Le 3 mars 1914, arrive un télégramme de Mgr Dérouet : sur le point de rentrer en France, il confiait au P. Moulin la direction du vicariat durant son absence. Le lendemain, le père se mettait en route pour le Sud. Mais quelle ne fut pas sa surprise d’apprendre, en arrivant à Loango, que son évêque était mort subitement le 4 mars. Jusqu’à l’arrivée de Mgr Girod, successeur de Mgr Dérouet – donc plus d’un an – il gouverna le Loango, puis accompagna le nouveau chef à travers tout le vicariat.

En 1916, nous retrouvons le P. Moulin à Mayumba et à Sette-Cama.

Vers 1928, les infirmités se firent sentir, mais notre confrère ne manifesta pas le désir de rentrer en France, qu’il n’avait cependant plus revue depuis 1904 : sa famille avait presque totalement disparu. Sa retraite, il la prendra simplement à Loango. C’est là qu’il fêtera le cinquantenaire de son sacerdoce, en 1938. C’est là qu’il vivra sa troisième guerre, souffrira des événements de 1940, et demandera chaque soir à des plus jeunes, car il a l’oreille dure, un compte rendu des événements de la journée.
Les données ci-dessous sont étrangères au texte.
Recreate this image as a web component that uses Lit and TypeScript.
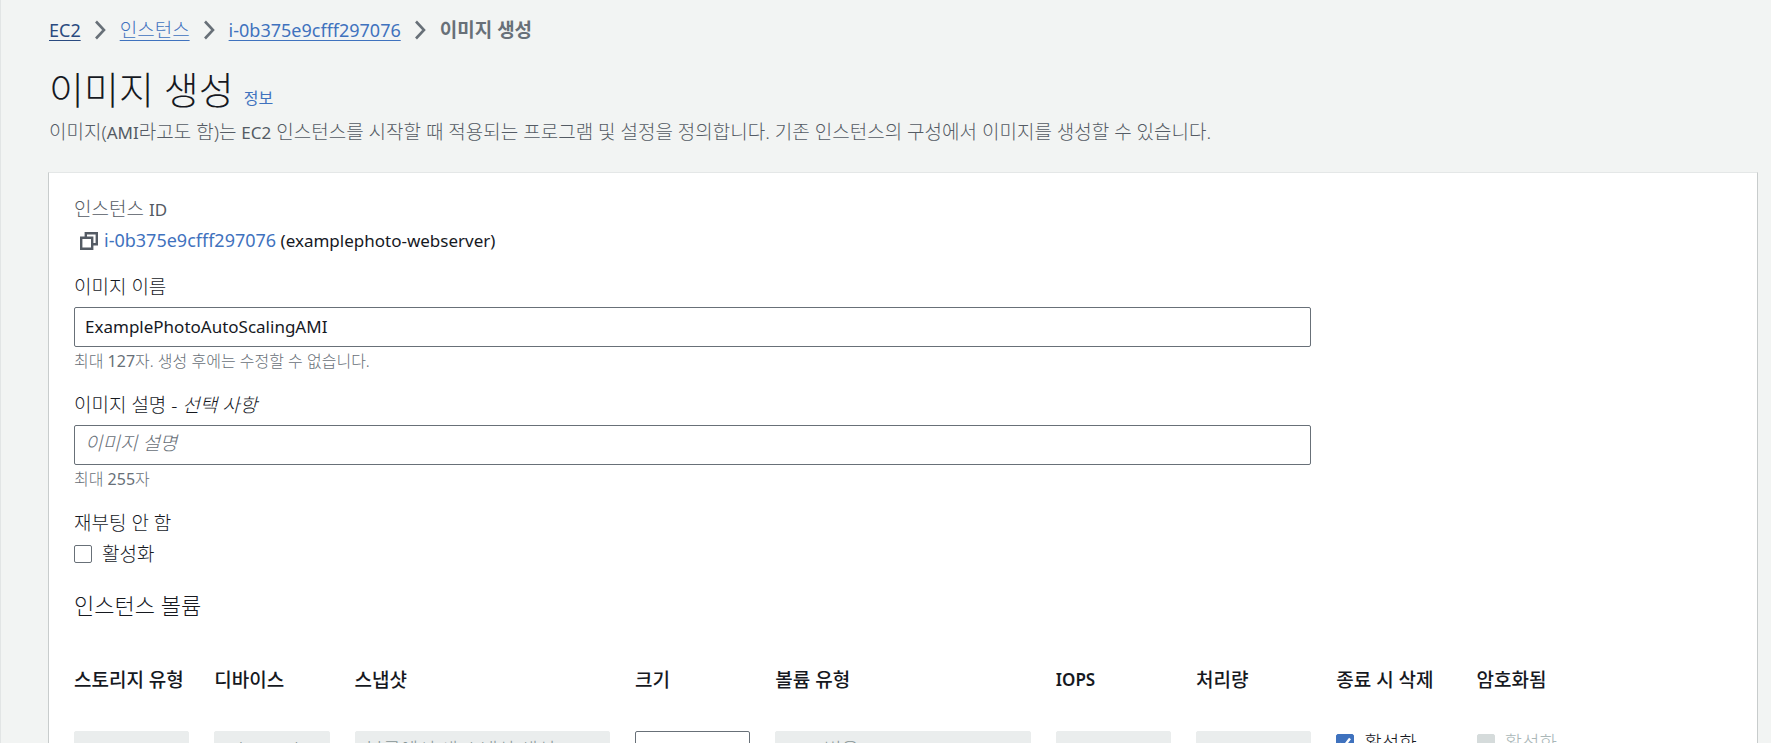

Avec eux, il se réjouira de la victoire. Une triste nouvelle cependant devait lui parvenir peu de temps après la Libération : sa sœur aînée, religieuse à Caen et dernier membre de sa parenté, avait disparu lors d’un bombardement.

Au début de 1948, le poids des années s’accentuait. Cependant, rien d’alarmant ne pouvait nous faire prévoir une fin prochaine. Le père continuait à assister à la messe chaque matin, aimait recevoir des visites, prenait ses repas avec ses confrères, avait encore parfois la réplique spirituelle, et n’oubliait surtout pas ses nombreuses pipes journalières. Un simple faux-pas, peut-être, hâta sa fin. Rentrant dans sa chambre, le 6 juin, après le dîner, il tomba et, le 10, dans la matinée, après de longues heures d’une bien douloureuse agonie, le bon P. Moulin que nous espérions entourer de nos soins de longues années encore, expirait. -
Jean Le Chevalier - BPF, n°42, p. 51.